How to put a car into neutral when the battery is dead
Most cars today have electronic ignitions and electronic shift locks. These cars, like their manual counterparts, feature the battery as one of their key components. If the battery is dead, the automatic transmission will fail and leave you stranded.
Here is what you can do to put the car into neutral when you encounter such a situation by following a few simple steps.
- Activate the parking brake. This is essential for your safety. The brake works even when the battery fails. So, you should apply it so that the car does not move when you set the transmission to neutral. This brake can either be a handbrake near the gear selector or a pedal brake to the left side of the brake pedal.
- Look out for the shift lock override and get it engaged. Vehicles equipped with an electronic shift lock feature a manual override. This lock override is generally located on the shift selector and is a small and removable panel. Pull the panel up using a flathead screwdriver and put it into the hole to get the manual shift lock override engaged.
- Insert the key into the ignition and turn it to the ON or ACC position by turning it in the clockwise direction. This releases the lock in the steering wheel.
- Press the brake pedal hard and release it. Make sure that the pedal is released completely. The brake pedal is vital when you change the transmission from park to drive.
- Release the shift lock and set the shift selector or gear shift to the Neutral position.
How to fix a Honda Accord stuck in park
Your Honda Accord is likely to have got stuck in park due to damaged brake lights or a defective shift interlock solenoid. Low transmission fluid level or bad shift linkage can also cause a Honda Accord to get stuck in park.
- Check the car for broken or malfunctioning brake lights and fuse. If you notice one or both instances, do a replacement of the defective part. The brake light fuse is connected to the shift lock mechanism.
This is a good chance to inspect the brake interlock switch for its proper functioning. If your car is quite old, this is likely to be the problem.
- Look out for a defective shift lock solenoid and get it replaced. This can be confirmed if you don’t hear a clicking sound from the shift lever when you press the brake and another sound when the brake is released. Sometimes, you may just have to grease the solenoid plunger instead of changing the solenoid.
For an instant solution, until you get the replacement done, you can override the solenoid by removing the plastic cover over the shifter.

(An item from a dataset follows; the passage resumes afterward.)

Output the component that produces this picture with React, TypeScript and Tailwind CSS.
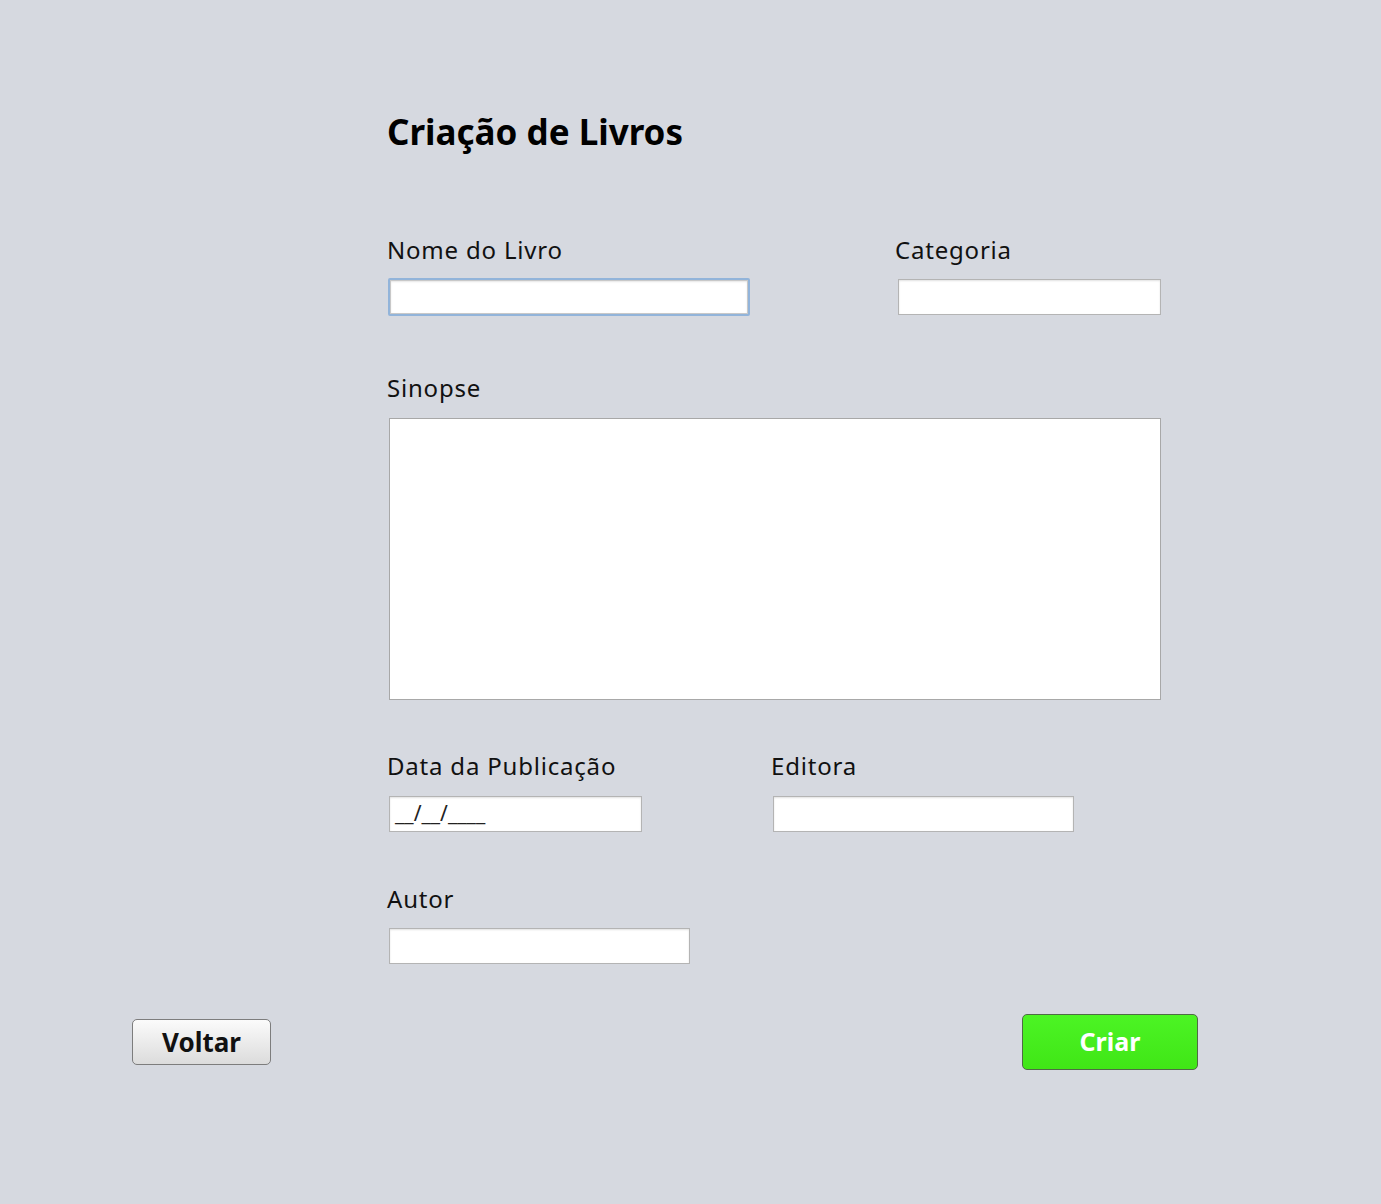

- Check out the transmission fluid level and ensure it’s as required. Do a top-up if needed.
- Inspect the shift linkage to see if it is bent or has become loose. A bent linkage will have to be repaired or replaced while a loose one has to be fitted back in position.
How to fix a Honda Civic stuck in park
Your Honda Civic might have got stuck in park because of one or more dead batteries, a defective transmission range switch, faulty brake lights or an out-of-position throttle body sensor. A shift lock solenoid failure or a defective shift linkage may also trigger the problem.
- Check if your brake lights are working. If not, you may have to change the fuse or the brake light switch that is present on the shift interlock system depending on what is not working. You can also see if the switch has a loose connection that needs to be set right.
- Look out for one or more drained-out batteries. Recharge those batteries that don’t have the desired voltage rating.
- Inspect the transmission range switch to see if it’s functioning properly. Get it replaced if needed.
- Inspect the throttle body sensor to determine if it has moved out of position. Fitting it back in place may help to solve the problem.
- Check the shift lock solenoid and shift linkage for problems as mentioned above and take the necessary action.
How to fix a Toyota Camry stuck in park
Your Toyota Camry is likely to have got stuck in park due to dead batteries, non-working brake lights, a malfunctioning shift interlock control module, a locked shifter or a broken shifter cable. A defective shift lock control switch can also cause the ‘car stuck in park’ issue.
- Inspect the shift interlock control module for proper functioning. It’s worth considering getting a test done on the module to check for proper operation before doing a replacement.
- Check if the brake lights are functioning as desired. If they aren’t, you’ll mostly have to change the brake light switch located above the brake pedal arm. This is also a good time to check if there are any broken or loose wires to and from the switch.
- Look out for a locked shifter. If this is the case, release it by activating the emergency brake and using the shifter lock override option. This is usually an easy process that you can do yourself without assistance.
- Check if the shifter cable is broken and/or the shift lock control switch is defective. Get a new cable, switch or both fitted depending on which part is affected. You can ascertain if the switch is defective by checking for continuity by attaching a digital voltmeter to the green as well as red wires of the switch. If there is no continuity, the switch isn’t in good condition.
You can choose the shift override option during the testing phase.
How to fix a Toyota Yaris stuck in park
Your Toyota Yaris is often likely to get stuck in park because of a bad solenoid, a broken transmission shift cable, blown-out fuses or a short in the brake light circuit.
- Look out for a defective solenoid or bad wiring in the shift interlock. If the solenoid is faulty, get a new one fitted. On the other hand, if the wiring is incorrect, do it once again yourself correctly or seek the assistance of an expert.
- Inspect the shifter for signs of wearing out or breakage. Get a new one fitted if you notice any of these damage signs. If the shifter is alright, inspect the transmission cable for signs of wear and tear. Change the cable if required.
- Determine if the brake lights are functioning properly. If not, it is likely that you have a blown-out fuse that needs to be replaced. In case the fuse blows out again, it indicates that there may be a short in the brake light circuit that needs to be addressed.